_WHAT YOU ARE ASKED TO DO_
Copy every line from the records below that holds the word "React".

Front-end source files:
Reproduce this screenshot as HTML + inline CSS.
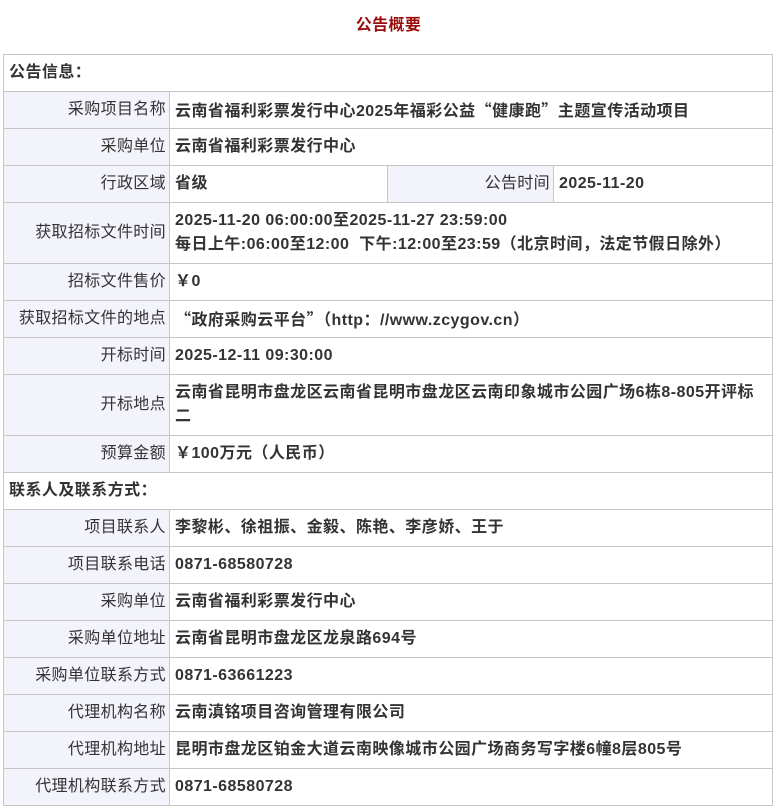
<!DOCTYPE html>
<html><head><meta charset="utf-8"><style>
body{margin:0;background:#fff;font-family:"Liberation Sans","Noto Sans CJK SC",sans-serif;color:#333;}
h1{margin:0;height:54px;line-height:52px;text-align:center;font-size:16px;color:#9b0d0d;font-weight:bold;letter-spacing:0.4px}
table{position:absolute;left:3px;top:54px;width:770px;border-collapse:collapse;table-layout:fixed;}
td{border:1px solid #c6c6c6;font-size:16px;padding:0 6px 0 5px;height:36px;line-height:24px;letter-spacing:0.45px;}
td.l{background:#f3f3fc;text-align:right;padding-right:3px;letter-spacing:0.35px}
td.v{font-weight:bold;}
td.s{font-weight:bold;padding-left:5px;}
.q{font-family:"Noto Sans CJK SC",sans-serif;}
</style></head><body>
<h1>公告概要</h1>
<table>
<colgroup><col style="width:166px"><col style="width:218px"><col style="width:166px"><col></colgroup>
<tr><td class="s" colspan="4">公告信息：</td></tr>
<tr><td class="l">采购项目名称</td><td class="v" colspan="3">云南省福利彩票发行中心2025年福彩公益<span class="q">“</span>健康跑<span class="q">”</span>主题宣传活动项目</td></tr>
<tr><td class="l">采购单位</td><td class="v" colspan="3">云南省福利彩票发行中心</td></tr>
<tr><td class="l">行政区域</td><td class="v">省级</td><td class="l">公告时间</td><td class="v">2025-11-20</td></tr>
<tr><td class="l" style="height:60px">获取招标文件时间</td><td class="v" colspan="3">2025-11-20 06:00:00至2025-11-27 23:59:00<br>每日上午:06:00至12:00&nbsp; 下午:12:00至23:59（北京时间，法定节假日除外）</td></tr>
<tr><td class="l">招标文件售价</td><td class="v" colspan="3">￥0</td></tr>
<tr><td class="l">获取招标文件的地点</td><td class="v" colspan="3"><span class="q">“</span>政府采购云平台<span class="q">”</span>（http：//www.zcygov.cn）</td></tr>
<tr><td class="l">开标时间</td><td class="v" colspan="3">2025-12-11 09:30:00</td></tr>
<tr><td class="l" style="height:60px">开标地点</td><td class="v" colspan="3">云南省昆明市盘龙区云南省昆明市盘龙区云南印象城市公园广场6栋8-805开评标<br>二</td></tr>
<tr><td class="l">预算金额</td><td class="v" colspan="3">￥100万元（人民币）</td></tr>
<tr><td class="s" colspan="4">联系人及联系方式：</td></tr>
<tr><td class="l">项目联系人</td><td class="v" colspan="3">李黎彬、徐祖振、金毅、陈艳、李彦娇、王于</td></tr>
<tr><td class="l">项目联系电话</td><td class="v" colspan="3">0871-68580728</td></tr>
<tr><td class="l">采购单位</td><td class="v" colspan="3">云南省福利彩票发行中心</td></tr>
<tr><td class="l">采购单位地址</td><td class="v" colspan="3">云南省昆明市盘龙区龙泉路694号</td></tr>
<tr><td class="l">采购单位联系方式</td><td class="v" colspan="3">0871-63661223</td></tr>
<tr><td class="l">代理机构名称</td><td class="v" colspan="3">云南滇铭项目咨询管理有限公司</td></tr>
<tr><td class="l">代理机构地址</td><td class="v" colspan="3">昆明市盘龙区铂金大道云南映像城市公园广场商务写字楼6幢8层805号</td></tr>
<tr><td class="l">代理机构联系方式</td><td class="v" colspan="3">0871-68580728</td></tr>
</table>
</body></html>
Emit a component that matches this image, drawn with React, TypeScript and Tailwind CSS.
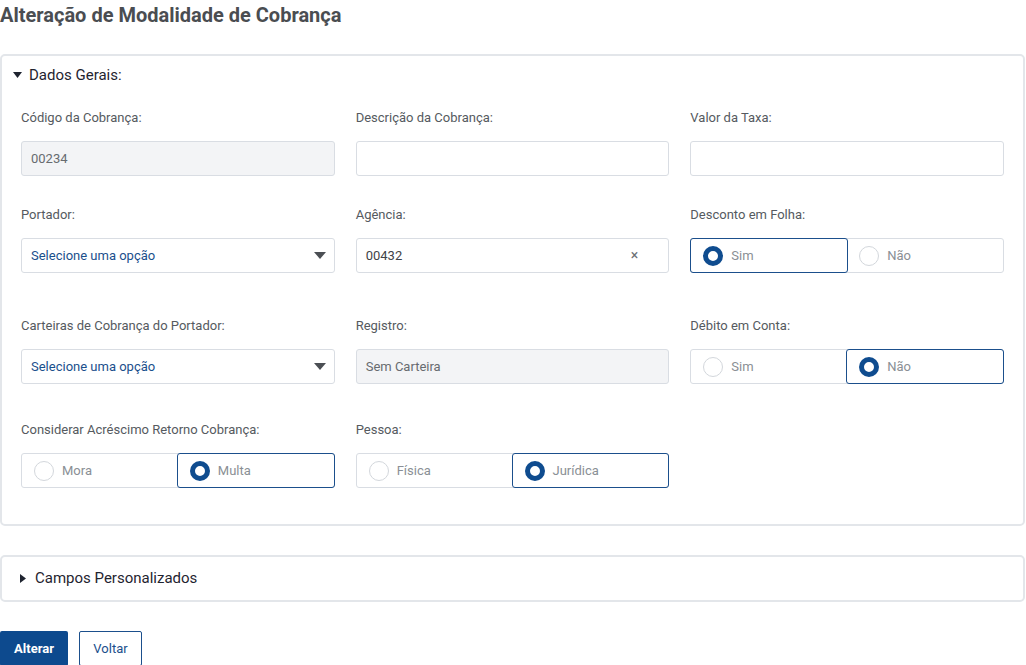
import React from "react";

const font = { fontFamily: "Roboto, 'Liberation Sans', sans-serif" };

function Label({ children }: { children: React.ReactNode }) {
  return <div className="text-[13px] text-[#555a60] leading-4 mb-[15px]">{children}</div>;
}

function TextBox({ value, disabled }: { value?: string; disabled?: boolean }) {
  return (
    <div
      className={
        disabled
          ? "h-[35px] border border-[#d9dde3] rounded-[3px] bg-[#f3f4f6] flex items-center px-[9px] text-[13px] text-[#676b70]"
          : "h-[35px] border border-[#d9dde3] rounded-[3px] bg-white flex items-center px-[9px] text-[13px] text-[#3f4347]"
      }
    >
      {value}
    </div>
  );
}

function Select() {
  return (
    <div className="h-[35px] border border-[#d9dde3] rounded-[3px] bg-white flex items-center justify-between pl-[9px] pr-[8px] text-[13px] text-[#1b4f8c]">
      <span>Selecione uma opção</span>
      <svg width="12" height="7" viewBox="0 0 12 7">
        <path d="M0 0h12L6 7z" fill="#4b4f54" />
      </svg>
    </div>
  );
}

function Radio({ checked, label }: { checked: boolean; label: string }) {
  return (
    <div
      className={
        checked
          ? "flex-1 flex items-center gap-[8px] pl-[12px] border border-[#1b4f8c] rounded-[3px] -m-px relative z-10"
          : "flex-1 flex items-center gap-[8px] pl-[12px]"
      }
    >
      {checked ? (
        <span className="shrink-0 w-[20px] h-[20px] rounded-full border-[5px] border-[#0f4c8f] bg-white" />
      ) : (
        <span className="shrink-0 w-[20px] h-[20px] rounded-full border border-[#d3d7dc] bg-white" />
      )}
      <span className="text-[13px] text-[#8a8f95]">{label}</span>
    </div>
  );
}

function RadioGroup({ options, selected }: { options: string[]; selected: number }) {
  return (
    <div className="h-[35px] border border-[#d9dde3] rounded-[3px] flex">
      {options.map((o, i) => (
        <Radio key={o} label={o} checked={i === selected} />
      ))}
    </div>
  );
}

function Caret({ open }: { open: boolean }) {
  return open ? (
    <svg width="9" height="6" viewBox="0 0 9 6">
      <path d="M0 0h9L4.5 6z" fill="#1f2430" />
    </svg>
  ) : (
    <svg width="6" height="9" viewBox="0 0 6 9">
      <path d="M0 0v9l6-4.5z" fill="#1f2430" />
    </svg>
  );
}

export default function App() {
  return (
    <div className="bg-white w-[1026px] h-[665px] overflow-hidden" style={font}>
      <h1 className="text-[20px] font-bold text-[#4a4d51] leading-6 pt-[3px]">
        Alteração de Modalidade de Cobrança
      </h1>

      <div className="mt-[27px] mr-px border-2 border-[#e3e6ea] rounded-[5px] px-[19px] pt-[9px] pb-[36px]">
        <div className="flex items-center gap-[7px] -ml-[8px] h-[20px] text-[15px] text-[#1f2430]">
          <Caret open />
          <span>Dados Gerais:</span>
        </div>

        <div className="grid grid-cols-3 gap-x-[21px] mt-[25px]">
          <div>
            <Label>Código da Cobrança:</Label>
            <TextBox value="00234" disabled />
          </div>
          <div>
            <Label>Descrição da Cobrança:</Label>
            <TextBox />
          </div>
          <div>
            <Label>Valor da Taxa:</Label>
            <TextBox />
          </div>
        </div>

        <div className="grid grid-cols-3 gap-x-[21px] mt-[31px]">
          <div>
            <Label>Portador:</Label>
            <Select />
          </div>
          <div>
            <Label>Agência:</Label>
            <div className="h-[35px] border border-[#d9dde3] rounded-[3px] bg-white flex items-center justify-between pl-[9px] pr-[30px] text-[13px] text-[#3f4347]">
              <span>00432</span>
              <span className="text-[#6b6f74] text-[14px]">×</span>
            </div>
          </div>
          <div>
            <Label>Desconto em Folha:</Label>
            <RadioGroup options={["Sim", "Não"]} selected={0} />
          </div>
        </div>

        <div className="grid grid-cols-3 gap-x-[21px] mt-[45px]">
          <div>
            <Label>Carteiras de Cobrança do Portador:</Label>
            <Select />
          </div>
          <div>
            <Label>Registro:</Label>
            <TextBox value="Sem Carteira" disabled />
          </div>
          <div>
            <Label>Débito em Conta:</Label>
            <RadioGroup options={["Sim", "Não"]} selected={1} />
          </div>
        </div>

        <div className="grid grid-cols-3 gap-x-[21px] mt-[38px]">
          <div>
            <Label>Considerar Acréscimo Retorno Cobrança:</Label>
            <RadioGroup options={["Mora", "Multa"]} selected={1} />
          </div>
          <div>
            <Label>Pessoa:</Label>
            <RadioGroup options={["Física", "Jurídica"]} selected={1} />
          </div>
        </div>
      </div>

      <div className="mt-[29px] mr-px border-2 border-[#e3e6ea] rounded-[5px] h-[47px] flex items-center gap-[9px] pl-[18px] text-[15px] text-[#1f2430]">
        <Caret open={false} />
        <span>Campos Personalizados</span>
      </div>

      <div className="flex gap-[11px] mt-[29px]">
        <button className="h-[35px] w-[68px] bg-[#0d4a8e] text-white text-[13px] font-bold rounded-[2px]">
          Alterar
        </button>
        <button className="h-[35px] w-[63px] border border-[#1b4f8c] text-[#1b4f8c] text-[13px] rounded-[2px] bg-white">
          Voltar
        </button>
      </div>
    </div>
  );
}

_SOLUTION TO THE EXERCISE_
Emit a component that matches this image, drawn with React, TypeScript and Tailwind CSS.
import React from "react";
function Label({ children }: { children: React.ReactNode }) {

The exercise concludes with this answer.